The fundamental theoretical claims underpinning logarithmic-time scheduling are rooted in lower bounds (e.g., $\Omega(\log(1/\epsilon))$ backlog for scheduling, $(n-1) + \lceil\log_2 p\rceil$ rounds for broadcast), and in the construction of algorithms matching these bounds to within logarithmic factors (Neely, 2014, Träff, 2024). The proofs employ heavy–light decompositions for dynamic trees, circulant graph traversals for broadcasts, and Lyapunov drift inequalities for queueing.

For dynamic interval scheduling, heavy–light decomposition ensures that the expose operation, which may otherwise traverse $O(n)$ edges, is contained within $O(\log n)$ light arcs, amortizing query and update costs (Gavryushkin et al., 2014).
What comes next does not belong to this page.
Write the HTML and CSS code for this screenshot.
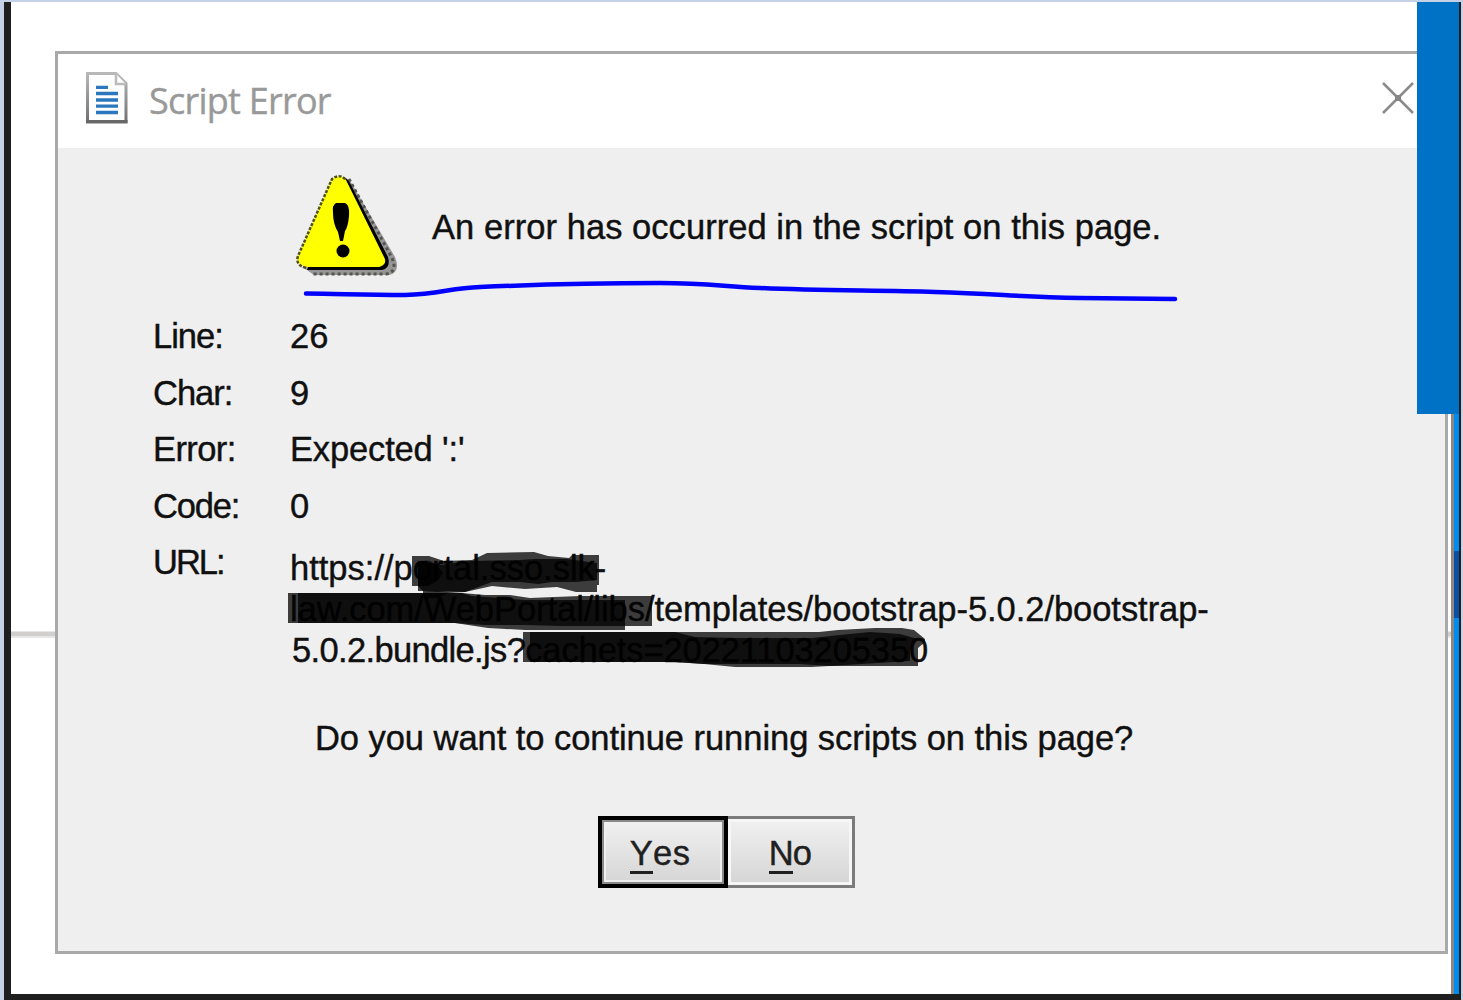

For communication collectives, circulant graphs with skip arrays admit a unique decomposition of processor indices into skip-paths, enabling deterministic $O(\log p)$ schedule computation for each processor.

The power-law motivated optimizer schedules rely on information-theoretic arguments: block entropy scaling as $T^\beta$ and the resultant decay in per-token information justifies log-time momentum; stability is ensured via sublinear damping derived from PLRF theory (Ferbach et al., 5 Feb 2026).

6. Extensions, Open Questions, and Practical Considerations

Several open questions and extensions are highlighted:

Multi-queue and multi-user settings: The generalization of drift-plus-penalty scheduling to more complex queue/interference structures is established, but whether logarithmic convergence scaling is preserved remains open (Neely, 2014).
Optimality of schedule computation: For distributed collectives, it is unresolved whether further reductions in computational overhead for schedule generation (below $O(\log p)$ ) are possible without sacrificing universality or locality (Träff, 2024).
Logarithmic-time optimizers for sparse, nonstationary, or adversarial regimes: Robustification via SNR clipping or time-effective normalization is effective, but theoretical convergence characterizations in highly non-i.i.d. contexts require further analysis (Ferbach et al., 5 Feb 2026).
Real-world implementations: For all areas above, the transition from theoretical optimality to practical performance is sensitive to hardware, communication protocol design, and system-level engineering.

A plausible implication is that logarithmic-time scheduling, while established as optimal or near-optimal in canonical frameworks, prompts further research on robustness, compositionality, and adaptation in heterogeneous, large-scale environments.